Audrey Meadows made bank in her role on The Honeymooners

Image credit: The Everett Collection

In the early '50s it was uncommon to see women in Hollywood making loads of money — especially while standing next to a male leading co-star. Despite that, in 1955, The Honeymooners' Audrey Meadows became super rich.

Meadows and her co-star, Jackie Gleason, signed a deal where they would make well over one million dollars during a three-year period.

You can re-read that sentence again if you'd like, because according to a 1955 interview with Star Tribune, Meadows did a classic double-take when she saw that amount of zeros.

Meadows knew of her contract negotiations for some time, but said she never expected the fantastical number that appeared when the contract was finalized. "It's more money than I ever thought I'd see as long as I lived," Meadows said.

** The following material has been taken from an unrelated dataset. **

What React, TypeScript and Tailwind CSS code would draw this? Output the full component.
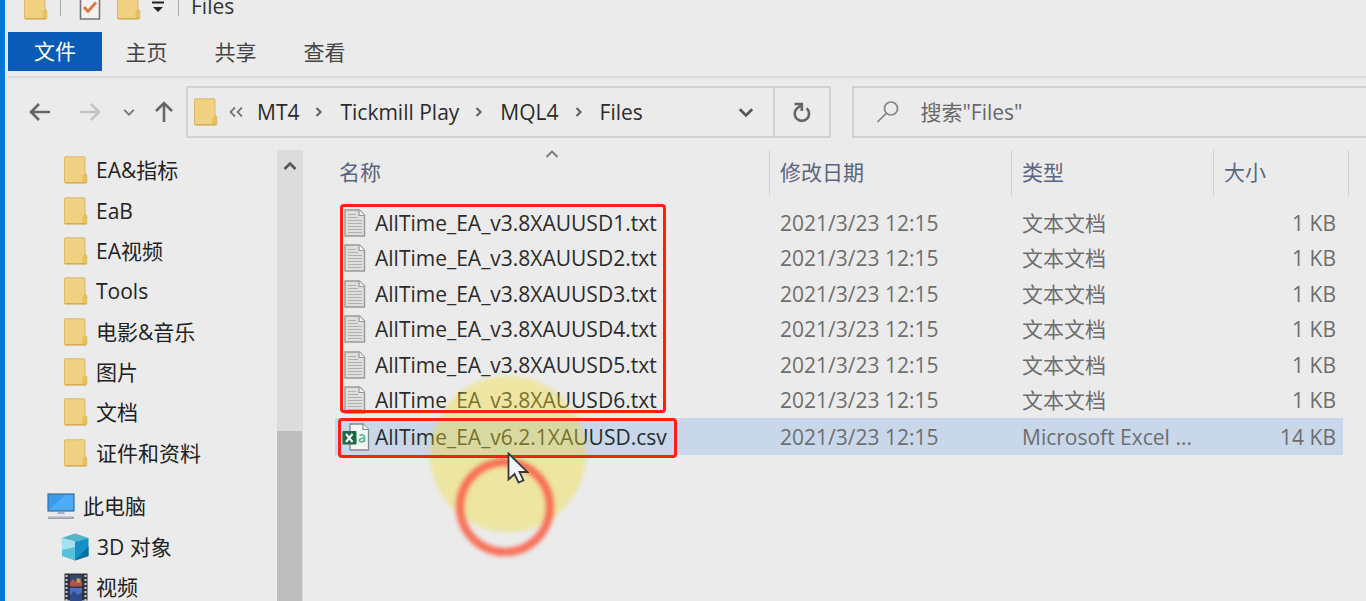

To make the deal even more sweet, The Honeymooners had half-hour episodes, which meant Meadows could work way less for much more money than ever before. "Other people in the business just don't believe how little we rehearse," Meadows said. "For a long while, none of us showed up until Saturday afternoon."

According to Meadows, there are three types of actors: good actors, bad actors and "Gleason" actors.

"The Gleason actor is the kind of guy who lets nothing bother him once he's on the air," Meadows said. "If you're waiting behind a door, and your cue doesn't come, you walk in anyway."

Her career wasn't always so rich, in fact, when Meadows went in for an interview with Gleason she left Gleason unconvinced of her talent and potential.  According to the article, after her interview Gleason told the two managers: "Are you guys out of your minds? Alice is supposed to be a pathetic, beaten-down, worn-out woman. This girl is as far removed from that as anyone could be."

Meadows worked hard to get Gleason's respect and it worked, just like it did for the many American television viewers watching her onscreen each week. "People may be inclined to think of me as a rather quick, almost outrageous, success," Meadows said in another 1955 interview with The Buffalo News. "But this is really the cumulative result of all the work and experience over the years."

So, what does someone making one million dollars do with the first paycheck?

"I'll probably go absolutely mad in the clothes department," Meadows said. "Why, when I was just making $300 a week, I'd think nothing of buying a shirt for $300. So, imagine what I am going to do now."